The economic crisis could push as many as 3.6 million Brazilians below the poverty line by the end of the year, according to a World Bank study on the impact of recession on Brazilians' incomes. This number was obtained considering that Brazil's GDP would shrink 1% in the period going from the second half of 2016 to the first half of this year (fiscal year 2016/2017).
In a more optimistic scenario where the country's economy grew 0.5% over that period, the number of poor people would increase by 2.5 million according to the World Bank.
For the purposes of the study, people earning less than R$140 ($44.91) a month were considered to be below the poverty line. According to the World Bank, the “new poor” will come mostly from urban areas, whereas the increase in rural poverty will be smaller because vulnerability is already higher in the countryside.

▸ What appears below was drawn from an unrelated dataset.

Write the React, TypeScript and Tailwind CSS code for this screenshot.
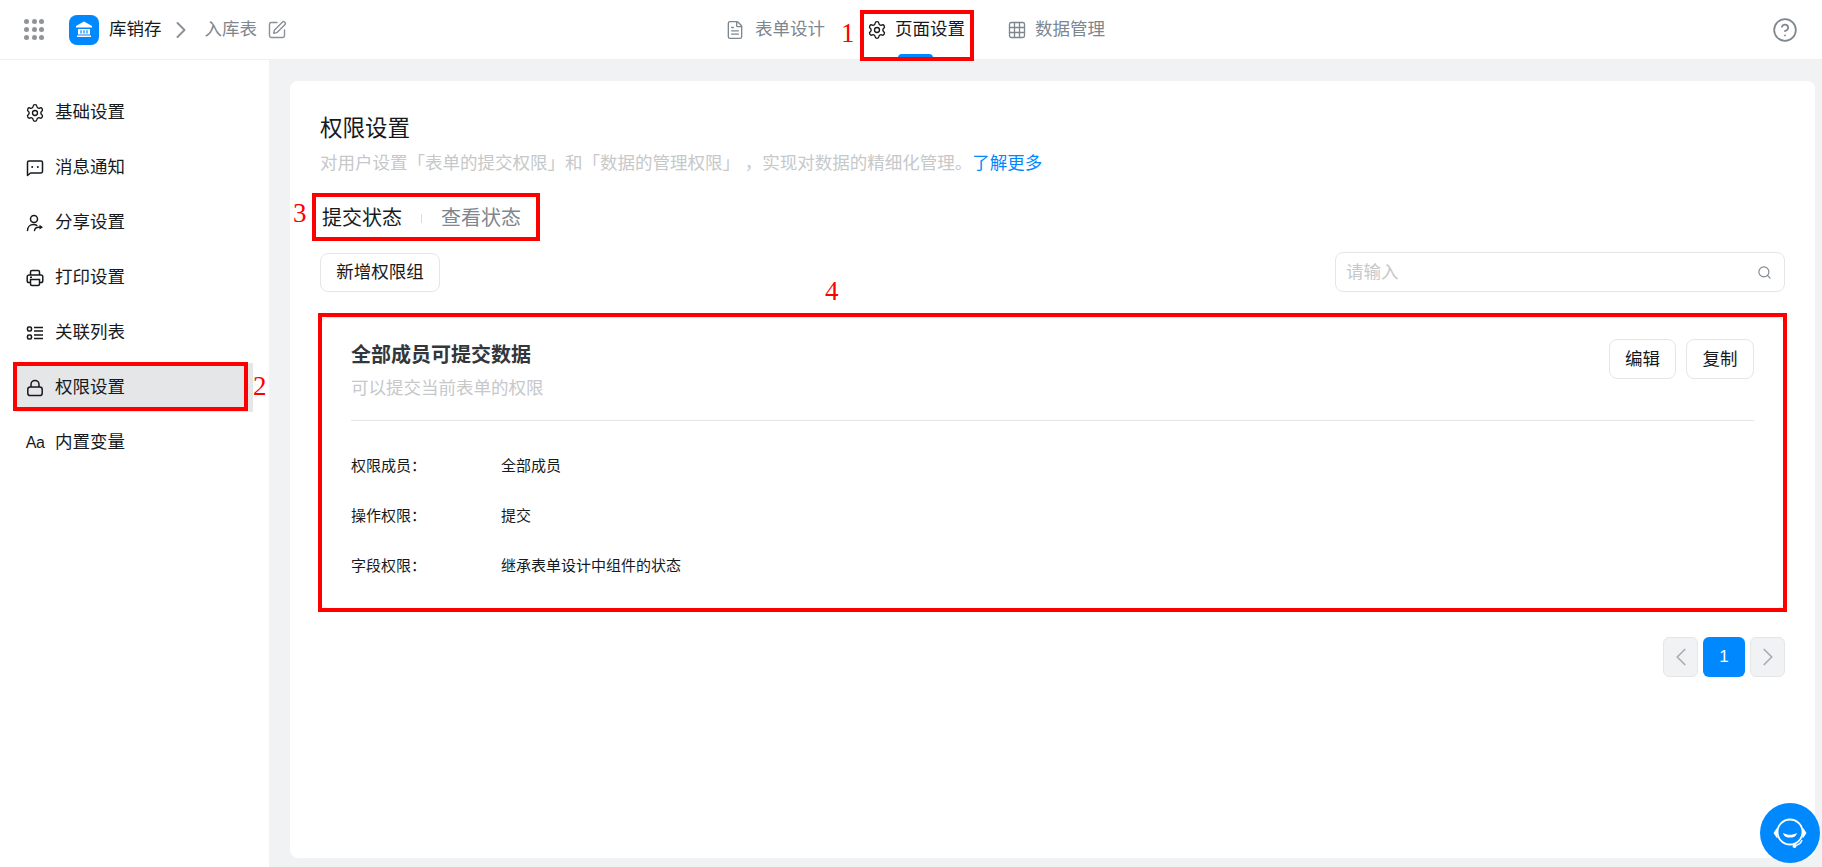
import React from 'react';
import { ChevronLeft, ChevronRight, FileText, Grid3x3, CircleHelp, Search, SquarePen, Settings } from 'lucide-react';

const font = { fontFamily: '"Liberation Sans", "Noto Sans CJK SC", sans-serif' };

const ListIcon: React.FC = () => (
  <svg viewBox="0 0 18 18" className="h-[18px] w-[18px]" fill="none" stroke="#171a1d" strokeWidth="1.6">
    <rect x="1.5" y="3" width="4" height="4" rx="1.4" />
    <rect x="1.5" y="11" width="4" height="4" rx="1.4" />
    <path d="M8 3.500h9M8 7h9M8 11h9M8 14.500h9" />
  </svg>
);

const LockIcon: React.FC = () => (
  <svg viewBox="0 0 18 18" className="h-[18px] w-[18px]" fill="none" stroke="#171a1d" strokeWidth="1.5">
    <rect x="1.800" y="8" width="14.400" height="8.600" rx="2.400" />
    <path d="M5 8V5.400a4 4 0 0 1 8 0V8" />
  </svg>
);

const BubbleIcon: React.FC = () => (
  <svg viewBox="0 0 18 18" className="h-[18px] w-[18px]" fill="none" stroke="#171a1d" strokeWidth="1.5">
    <path d="M1.500 16.500V3.500a1.500 1.500 0 0 1 1.500-1.500h12a1.500 1.500 0 0 1 1.500 1.500v9a1.500 1.500 0 0 1-1.500 1.500H4.500z" strokeLinejoin="round" />
    <circle cx="6.200" cy="8" r="1" fill="#171a1d" stroke="none" />
    <circle cx="11.800" cy="8" r="1" fill="#171a1d" stroke="none" />
  </svg>
);

const ShareIcon: React.FC = () => (
  <svg viewBox="0 0 18 18" className="h-[18px] w-[18px]" fill="none" stroke="#171a1d" strokeWidth="1.5">
    <circle cx="8" cy="5" r="3.500" />
    <path d="M1.500 16.500c0-3.500 2.500-6 6-6 1.300 0 2.400.3 3.300.9" strokeLinecap="round" />
    <path d="M8.500 16.500c.3-2 2-3.300 4-3.300h2.500" strokeLinecap="round" />
    <path d="m13.500 10.800 3.500 2.400-3.500 2.400z" fill="#171a1d" stroke="none" />
  </svg>
);

const PrinterIcon: React.FC = () => (
  <svg viewBox="0 0 18 18" className="h-[18px] w-[18px]" fill="none" stroke="#171a1d" strokeWidth="1.5">
    <path d="M4.500 6V3a1.500 1.500 0 0 1 1.500-1.500h6A1.500 1.500 0 0 1 13.500 3v3" />
    <path d="M4.500 13.500H3A1.800 1.800 0 0 1 1.200 11.700V7.800A1.800 1.800 0 0 1 3 6h12a1.800 1.800 0 0 1 1.800 1.800v3.900a1.800 1.800 0 0 1-1.800 1.800h-1.500" />
    <path d="M4.500 10.500h9V15a1.500 1.500 0 0 1-1.500 1.500H6A1.500 1.500 0 0 1 4.500 15z" />
    <path d="M4 8.200h2" />
  </svg>
);

const menu = [
  { label: '基础设置', icon: <Settings size={20} strokeWidth={1.6} className="shrink-0" /> },
  { label: '消息通知', icon: <BubbleIcon /> },
  { label: '分享设置', icon: <ShareIcon /> },
  { label: '打印设置', icon: <PrinterIcon /> },
  { label: '关联列表', icon: <ListIcon /> },
  { label: '权限设置', icon: <LockIcon />, active: true },
  { label: '内置变量', icon: <span className="text-[16px] leading-none tracking-[-0.5px]">Aa</span> },
];

const rows = [
  ['权限成员：', '全部成员'],
  ['操作权限：', '提交'],
  ['字段权限：', '继承表单设计中组件的状态'],
];

const RedBox: React.FC<{ className: string }> = ({ className }) => (
  <div className={`pointer-events-none absolute border-4 border-[#ff0000] ${className}`} />
);

const RedNum: React.FC<{ className: string; children: React.ReactNode }> = ({ className, children }) => (
  <span className={`pointer-events-none absolute text-[27px] leading-none text-[#ff0000] ${className}`} style={{ fontFamily: '"Liberation Serif", serif' }}>
    {children}
  </span>
);

export default function App() {
  return (
    <div className="relative flex h-[867px] flex-col overflow-hidden bg-[#f1f2f4] text-[17.5px] text-[#171a1d] [text-spacing-trim:space-all]" style={font}>
      <header className="flex h-[60px] shrink-0 items-center bg-white border-b border-[#eeeff1]">
        <div className="flex w-[725px] shrink-0 items-center pl-6">
          <div className="grid w-[20px] grid-cols-3 gap-[3px]">
            {[...Array(9)].map((_, i) => (
              <span key={i} className="h-[5px] w-[5px] rounded-full bg-[#8f9499]" />
            ))}
          </div>
          <div className="ml-[25px] flex h-[30px] w-[30px] items-center justify-center rounded-lg bg-[#0089ff]">
            <svg viewBox="0 0 20 20" className="h-[20px] w-[20px]" fill="#fff">
              <path d="M10 1.500 18 6v1.600H2V6z" />
              <path d="M3 15.500h14V17H3z" />
              <path d="M4 9h12v5.500H4zm2.400 1.200v3.200h1.200v-3.200zm3 0v3.200h1.200v-3.200zm3 0v3.200h1.200v-3.200z" fillRule="evenodd" />
            </svg>
          </div>
          <span className="ml-[10px] leading-none">库销存</span>
          <ChevronRight size={28} strokeWidth={1.7} className="ml-[5px] text-[#8b9197]" />
          <span className="ml-[10px] leading-none text-[#7e868e]">入库表</span>
          <SquarePen size={20} strokeWidth={1.7} className="ml-[10px] text-[#8b9197]" />
        </div>
        <nav className="flex h-full items-center gap-[42px]">
          <div className="flex items-center gap-[10px] text-[#7e868e]">
            <FileText size={20} strokeWidth={1.6} />
            <span>表单设计</span>
          </div>
          <div className="relative flex h-full items-center gap-[8px]">
            <Settings size={20} strokeWidth={1.6} />
            <span>页面设置</span>
            <span className="absolute bottom-0 left-[31px] h-[5px] w-[35px] rounded-t-sm bg-[#0089ff]" />
          </div>
          <div className="flex items-center gap-[8px] text-[#7e868e]">
            <Grid3x3 size={20} strokeWidth={1.6} />
            <span>数据管理</span>
          </div>
        </nav>
        <CircleHelp size={26} strokeWidth={1.6} className="ml-auto mr-[24px] text-[#7e868e]" />
      </header>

      <div className="flex min-h-0 flex-1">
        <aside className="flex w-[269px] shrink-0 flex-col gap-[6px] bg-white px-4 pt-[28px]">
          {menu.map((item) => (
            <div key={item.label} className={`flex h-[49px] items-center gap-[11px] px-[10px] ${item.active ? 'bg-[#e5e6e8]' : ''}`}>
              <span className="flex w-[18px] justify-center">{item.icon}</span>
              <span>{item.label}</span>
            </div>
          ))}
        </aside>

        <main className="min-w-0 flex-1 pb-[9px] pl-[21px] pr-[7px] pt-[21px]">
          <div className="flex h-full flex-col rounded-lg bg-white px-[30px] pt-[34px]">
            <h1 className="text-[22.5px] font-normal leading-[28px]">权限设置</h1>
            <p className="mt-[7px] leading-[26px] text-[#c6c8ca]">
              对用户设置「表单的提交权限」和「数据的管理权限」 ，实现对数据的精细化管理。<span className="text-[#0089ff]">了解更多</span>
            </p>
            <div className="mt-[29px] flex h-[26px] items-center pl-[2px] text-[20px]">
              <span>提交状态</span>
              <span className="mx-[19px] h-[9px] w-px bg-[#d8dadc]" />
              <span className="text-[#7e868e]">查看状态</span>
            </div>
            <div className="mt-[21px] flex items-end justify-between">
              <button className="h-[39px] w-[120px] rounded-lg border border-[#e5e6e8] bg-white">新增权限组</button>
              <div className="flex h-[40px] w-[450px] items-center justify-between rounded-lg border border-[#e5e6e8] pl-[10px] pr-[12px]">
                <span className="text-[#c6c8ca]">请输入</span>
                <Search size={15} strokeWidth={1.8} className="text-[#7e868e]" />
              </div>
            </div>

            <section className="mt-[25px] h-[292px] rounded-lg border border-[#e5e6e8] px-[30px] pt-[21px]">
              <div className="flex h-[82px] items-start justify-between border-b border-[#e5e6e8]">
                <div className="pt-[2px]">
                  <h2 className="text-[20px] font-bold leading-[28px] text-[#33373b]">全部成员可提交数据</h2>
                  <p className="mt-[6px] leading-[26px] text-[#c6c8ca]">可以提交当前表单的权限</p>
                </div>
                <div className="flex gap-[10px]">
                  <button className="h-[40px] w-[67px] rounded-lg border border-[#e5e6e8] bg-white">编辑</button>
                  <button className="h-[40px] w-[68px] rounded-lg border border-[#e5e6e8] bg-white">复制</button>
                </div>
              </div>
              <div className="mt-[35px] flex flex-col gap-[30px] text-[15px] leading-[20px]">
                {rows.map(([label, value]) => (
                  <div key={label} className="flex">
                    <span className="w-[150px] shrink-0">{label}</span>
                    <span>{value}</span>
                  </div>
                ))}
              </div>
            </section>

            <div className="mt-[28px] flex justify-end gap-[5px]">
              <div className="flex h-[40px] w-[35px] items-center justify-center rounded-md border border-[#e5e6e8] bg-[#f1f2f4] text-[#a9adb2]">
                <ChevronLeft size={30} strokeWidth={1.4} className="shrink-0" />
              </div>
              <div className="flex h-[40px] w-[42px] items-center justify-center rounded-md bg-[#0089ff] text-[17px] text-white">1</div>
              <div className="flex h-[40px] w-[35px] items-center justify-center rounded-md border border-[#e5e6e8] bg-[#f1f2f4] text-[#a9adb2]">
                <ChevronRight size={30} strokeWidth={1.4} className="shrink-0" />
              </div>
            </div>
          </div>
        </main>
      </div>

      <div className="absolute left-[1760px] top-[803px] flex h-[60px] w-[60px] items-center justify-center rounded-full bg-[#0089ff]">
        <svg viewBox="0 0 40 40" className="h-[40px] w-[40px]" fill="none" stroke="#fff">
          <circle cx="20" cy="19" r="12.500" strokeWidth="1.800" />
          <path d="M7 15.500 4 20l3 4.500zM33 15.500l3 4.500-3 4.500z" fill="#fff" strokeWidth="1" />
          <path d="M13 20c4.500 2.400 9.500 2.400 14 0-1 3.600-3.500 4.600-7 4.600s-6-1-7-4.600z" fill="#fff" stroke="none" />
          <path d="M32 27c-1 3-3.500 5-7 5.500" strokeWidth="1.500" />
          <circle cx="24.500" cy="33" r="2" fill="#fff" stroke="none" />
        </svg>
      </div>

      <RedBox className="left-[860px] top-[10px] h-[51px] w-[114px]" />
      <RedBox className="left-[13px] top-[362px] h-[49px] w-[235px]" />
      <RedBox className="left-[312px] top-[193px] h-[48px] w-[228px]" />
      <RedBox className="left-[318px] top-[313px] h-[299px] w-[1469px]" />
      <RedNum className="left-[841px] top-[20px]">1</RedNum>
      <RedNum className="left-[253px] top-[373px]">2</RedNum>
      <RedNum className="left-[293px] top-[200px]">3</RedNum>
      <RedNum className="left-[825px] top-[278px]">4</RedNum>
    </div>
  );
}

The study examined the impact of the increase in poverty on the Bolsa Família conditional cash transfer program. According to the World Bank, 810,000 families would become reliant on the benefit in the optimistic scenario (0.5% economic growth), or 1.16 million in the worse scenario (with the country's GDP shrinking 1%).
Currently 14 million families are enrolled in the Bolsa Família program, according to the Ministry of Social and Agrarian Development.
The World Bank has recommended the program be expanded to help mitigate the impact of the crisis. “The depth and duration of the current economic crisis in Brazil creates an opportunity to expand the role of the Bolsa Familia, which could grow from an effective redistribution program to become a true safety net program that is flexible enough to expand its reach to the homes of the 'new poor' produced by the crisis,” the study read.
According to the World Bank, Brazil has been able to create one of the world's largest social safety nets. It recommended the budget for the Bolsa Família program should increase above inflation to expand its coverage of an increasingly poor population. In the best scenario, the program's budget should rise 4.73% above the 2015-2017 cumulative inflation; based on the pessimistic projection, the increase should be 6.9% above inflation.
In nominal terms, the program's budget would go from $8.46 billion at the end of 2015 to $9.75 billion this year in the GDP growth scenario or $9.95 billion in the decline scenario. While the study has not considered the effects of the spending cap introduced by the government this year, it does estimate that the austerity policy would not be impacted by an expansion of the Bolsa Familia program.